L. aveva capito – oramai – che quella sua scelta iniziale non poteva aver seguito e che se sua madre non lo aveva certo contrastato apertamente nelle sue scelte – per amore materno, si diceva prima – il sabotaggio del nemico, quello sì che era stato possibile, anzi dovuto in nome del sol dell’avvenire!
L. qualcosa doveva pur fare per dipanare l’intricata matassa e fu così che si risolse ad andare dall’allora Segretario cittadino del PCI – il Partito Comunista Italiano di Bologna, in via Barberia che sin dall’origine avrebbe dovuto essere il suo riferimento certo. Almeno per sua madre.
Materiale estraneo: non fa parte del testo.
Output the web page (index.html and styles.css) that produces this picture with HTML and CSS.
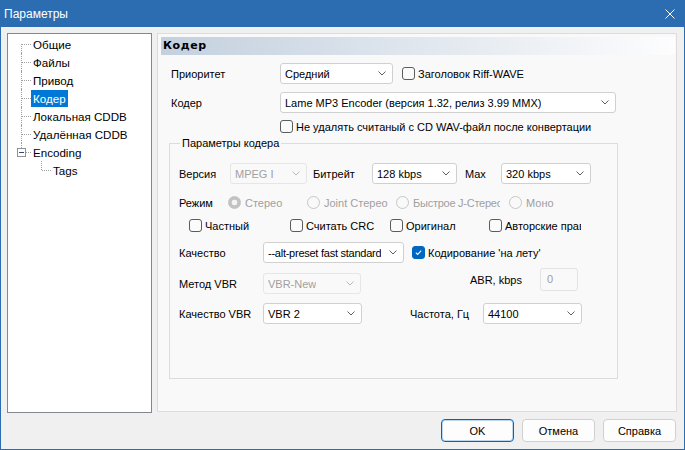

“Ma te, lo conoscevi R.?” mi domandò. “Certo che lo conoscevo – risposi io – da ragazzo non era mica stato il Segretario della cellula universitaria del PCI?”. L. sapeva che non ero mai stata comunista, ma la mia pronta e compiuta conoscenza del suo mondo mi rendeva interlocutrice accettabile. Di certo non ero contro e così continuò: “Andai da R. e gli dissi: senti mò, compagno Segretario, me son comunista ma ….. – dopo un breve silenzio e con uno sguardo circospetto – … ma son iscritto alla UIL!”.
Ormai il più era fatto, aveva confessato il suo peccato mortale. Concluse: “Te, che sei il Segretario dimmi mò cosa devo fare? Mi cancello dalla Uil? Ma poi, come si fa? Me a ‘un so’ mica!” e M., che lo aveva ascoltato attentamente e non senza stupore, dopo aver pensato un po’ e lanciandogli una sguardo complice, sentenziò: “Stai mò ben dove sei L., eppoi …. quando quelli della UIL presentano le piattaforme …. te vota contro! Vota contro sempre!”.
L. trasecolò e il Segretario, cui non era sfuggita la sua aria attonita continuò con clemenza didattica: “Vedi, compagno, noi abbiamo assolutamente bisogno del sindacato unitario e se la CGIL è troppo forte e c’è solo lei, come facciamo a farlo? Dobbiamo far crescere, quindi, anche la CISL e la UIL , noi”.
“Fu così – concluse L. un po’ sconsolato, ma certo di essere stato in quel modo definitivamente cooptato, nelle più intime strategie politiche del Partito – che capii allora e per sempre che la politica l’è una cos …. COMPLESSA!!!” e sollevando al cielo gli occhi si allontanò scuotendo la testa e con i suoi giornali sotto il braccio.